- **WORK TO COMPLETE**: Images should be left out, and everything else in the listing reproduced exactly.

- **GIVEN DATA**:
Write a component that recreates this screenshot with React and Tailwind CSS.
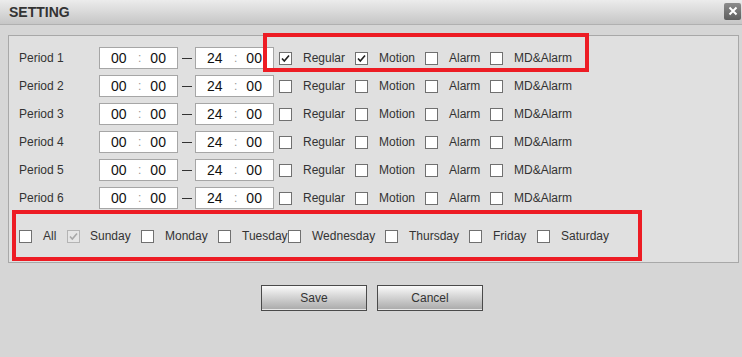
import React from "react";

const font = { fontFamily: '"Liberation Sans", Arial, sans-serif' };

function Box({ checked, disabled }) {
  return (
    <span
      className={
        "relative inline-block w-[13px] h-[13px] shrink-0 border " +
        (disabled ? "border-[#b4b4b4] bg-[#e6e6e6]" : "border-[#707070] bg-white")
      }
    >
      {checked && (
        <svg viewBox="0 0 13 13" className="absolute -left-px -top-px w-[13px] h-[13px]">
          <path
            d="M3 6.5 L5.3 9 L10 3.5"
            fill="none"
            stroke={disabled ? "#a8a8a8" : "#222"}
            strokeWidth="1.6"
          />
        </svg>
      )}
    </span>
  );
}

function Check({ label, checked, disabled, w, gap = "ml-[11px]" }) {
  return (
    <div className={"flex items-center shrink-0 " + w}>
      <Box checked={checked} disabled={disabled} />
      <span className={gap + " text-[12px] text-[#333]"}>{label}</span>
    </div>
  );
}

function TimeBox({ a, b }) {
  return (
    <div className="w-[79px] h-[22px] bg-white border border-[#a6a6a6] flex items-center text-[14px] text-[#111]">
      <span className="ml-[11px] w-[16px]">{a}</span>
      <span className="ml-[11px] text-[#999] text-[12px]">:</span>
      <span className="ml-[9px]">{b}</span>
    </div>
  );
}

function PeriodRow({ n, first }) {
  return (
    <div className="flex items-center h-[28px]">
      <span className="w-[80px] text-[12px] text-[#333]">Period {n}</span>
      <TimeBox a="00" b="00" />
      <div className="w-[17px] flex justify-center">
        <span className="block w-[10px] h-px bg-[#333]" />
      </div>
      <TimeBox a="24" b="00" />
      <div className="ml-[5px] flex items-center">
        <Check label="Regular" checked={first} w="w-[76px]" />
        <Check label="Motion" checked={first} w="w-[70px]" />
        <Check label="Alarm" w="w-[65px]" />
        <Check label="MD&Alarm" w="w-[100px]" />
      </div>
    </div>
  );
}

export default function App() {
  const days = [
    ["All", false, false, "w-[48px]"],
    ["Sunday", true, true, "w-[74px]"],
    ["Monday", false, false, "w-[77px]"],
    ["Tuesday", false, false, "w-[70px]"],
    ["Wednesday", false, false, "w-[97px]"],
    ["Thursday", false, false, "w-[84px]"],
    ["Friday", false, false, "w-[68px]"],
    ["Saturday", false, false, "w-[80px]"],
  ];
  return (
    <div style={font} className="relative w-[742px] h-[357px] bg-[#d6d6d6] overflow-hidden">
      <div className="h-[25px] flex items-center justify-between bg-gradient-to-b from-[#ececec] to-[#c6c6c6] border-b border-[#b0b0b0]">
        <span className="ml-[9px] text-[14px] font-bold text-[#333]">SETTING</span>
        <div className="mr-[1px] mb-[2px] w-[17px] h-[17px] bg-gradient-to-b from-[#8c8c8c] to-[#5e5e5e] rounded-[2px] flex items-center justify-center">
          <svg viewBox="0 0 10 10" className="w-[10px] h-[10px]">
            <path d="M1.5 1.5 L8.5 8.5 M8.5 1.5 L1.5 8.5" stroke="#fff" strokeWidth="2" />
          </svg>
        </div>
      </div>

      <div className="ml-[8px] mr-[3px] mt-[10px] h-[228px] bg-[#e0e0e0] border border-[#a8a8a8] pl-[10px] pt-[8px]">
        {[1, 2, 3, 4, 5, 6].map((n) => (
          <PeriodRow key={n} n={n} first={n === 1} />
        ))}
        <div className="flex items-center mt-[14px] h-[20px]">
          {days.map(([l, c, d, w]) => (
            <Check key={l} label={l} checked={c} disabled={d} w={w} gap={l === "Sunday" ? "ml-[10px]" : "ml-[11px]"} />
          ))}
        </div>
      </div>

      <div className="flex justify-center gap-[10px] mt-[22px] pl-[2px]">
        {["Save", "Cancel"].map((t) => (
          <button
            key={t}
            className="w-[106px] h-[26px] border border-[#4a4a4a] bg-gradient-to-b from-[#fafafa] to-[#a9a9a9] shadow-[inset_0_-1px_0_#e8e8e8] text-[12px] text-[#333]"
          >
            {t}
          </button>
        ))}
      </div>

      <div className="absolute left-[263px] top-[33px] w-[326px] h-[39px] border-[4px] border-[#ed1c24]" />
      <div className="absolute left-[12px] top-[210px] w-[630px] h-[51px] border-[4px] border-[#ed1c24]" />
    </div>
  );
}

- **RESPONSE FOR THIS EXERCISE**:
Write a component that recreates this screenshot with React and Tailwind CSS.
import React from "react";

const font = { fontFamily: '"Liberation Sans", Arial, sans-serif' };

function Box({ checked, disabled }) {
  return (
    <span
      className={
        "relative inline-block w-[13px] h-[13px] shrink-0 border " +
        (disabled ? "border-[#b4b4b4] bg-[#e6e6e6]" : "border-[#707070] bg-white")
      }
    >
      {checked && (
        <svg viewBox="0 0 13 13" className="absolute -left-px -top-px w-[13px] h-[13px]">
          <path
            d="M3 6.5 L5.3 9 L10 3.5"
            fill="none"
            stroke={disabled ? "#a8a8a8" : "#222"}
            strokeWidth="1.6"
          />
        </svg>
      )}
    </span>
  );
}

function Check({ label, checked, disabled, w, gap = "ml-[11px]" }) {
  return (
    <div className={"flex items-center shrink-0 " + w}>
      <Box checked={checked} disabled={disabled} />
      <span className={gap + " text-[12px] text-[#333]"}>{label}</span>
    </div>
  );
}

function TimeBox({ a, b }) {
  return (
    <div className="w-[79px] h-[22px] bg-white border border-[#a6a6a6] flex items-center text-[14px] text-[#111]">
      <span className="ml-[11px] w-[16px]">{a}</span>
      <span className="ml-[11px] text-[#999] text-[12px]">:</span>
      <span className="ml-[9px]">{b}</span>
    </div>
  );
}

function PeriodRow({ n, first }) {
  return (
    <div className="flex items-center h-[28px]">
      <span className="w-[80px] text-[12px] text-[#333]">Period {n}</span>
      <TimeBox a="00" b="00" />
      <div className="w-[17px] flex justify-center">
        <span className="block w-[10px] h-px bg-[#333]" />
      </div>
      <TimeBox a="24" b="00" />
      <div className="ml-[5px] flex items-center">
        <Check label="Regular" checked={first} w="w-[76px]" />
        <Check label="Motion" checked={first} w="w-[70px]" />
        <Check label="Alarm" w="w-[65px]" />
        <Check label="MD&Alarm" w="w-[100px]" />
      </div>
    </div>
  );
}

export default function App() {
  const days = [
    ["All", false, false, "w-[48px]"],
    ["Sunday", true, true, "w-[74px]"],
    ["Monday", false, false, "w-[77px]"],
    ["Tuesday", false, false, "w-[70px]"],
    ["Wednesday", false, false, "w-[97px]"],
    ["Thursday", false, false, "w-[84px]"],
    ["Friday", false, false, "w-[68px]"],
    ["Saturday", false, false, "w-[80px]"],
  ];
  return (
    <div style={font} className="relative w-[742px] h-[357px] bg-[#d6d6d6] overflow-hidden">
      <div className="h-[25px] flex items-center justify-between bg-gradient-to-b from-[#ececec] to-[#c6c6c6] border-b border-[#b0b0b0]">
        <span className="ml-[9px] text-[14px] font-bold text-[#333]">SETTING</span>
        <div className="mr-[1px] mb-[2px] w-[17px] h-[17px] bg-gradient-to-b from-[#8c8c8c] to-[#5e5e5e] rounded-[2px] flex items-center justify-center">
          <svg viewBox="0 0 10 10" className="w-[10px] h-[10px]">
            <path d="M1.5 1.5 L8.5 8.5 M8.5 1.5 L1.5 8.5" stroke="#fff" strokeWidth="2" />
          </svg>
        </div>
      </div>

      <div className="ml-[8px] mr-[3px] mt-[10px] h-[228px] bg-[#e0e0e0] border border-[#a8a8a8] pl-[10px] pt-[8px]">
        {[1, 2, 3, 4, 5, 6].map((n) => (
          <PeriodRow key={n} n={n} first={n === 1} />
        ))}
        <div className="flex items-center mt-[14px] h-[20px]">
          {days.map(([l, c, d, w]) => (
            <Check key={l} label={l} checked={c} disabled={d} w={w} gap={l === "Sunday" ? "ml-[10px]" : "ml-[11px]"} />
          ))}
        </div>
      </div>

      <div className="flex justify-center gap-[10px] mt-[22px] pl-[2px]">
        {["Save", "Cancel"].map((t) => (
          <button
            key={t}
            className="w-[106px] h-[26px] border border-[#4a4a4a] bg-gradient-to-b from-[#fafafa] to-[#a9a9a9] shadow-[inset_0_-1px_0_#e8e8e8] text-[12px] text-[#333]"
          >
            {t}
          </button>
        ))}
      </div>

      <div className="absolute left-[263px] top-[33px] w-[326px] h-[39px] border-[4px] border-[#ed1c24]" />
      <div className="absolute left-[12px] top-[210px] w-[630px] h-[51px] border-[4px] border-[#ed1c24]" />
    </div>
  );
}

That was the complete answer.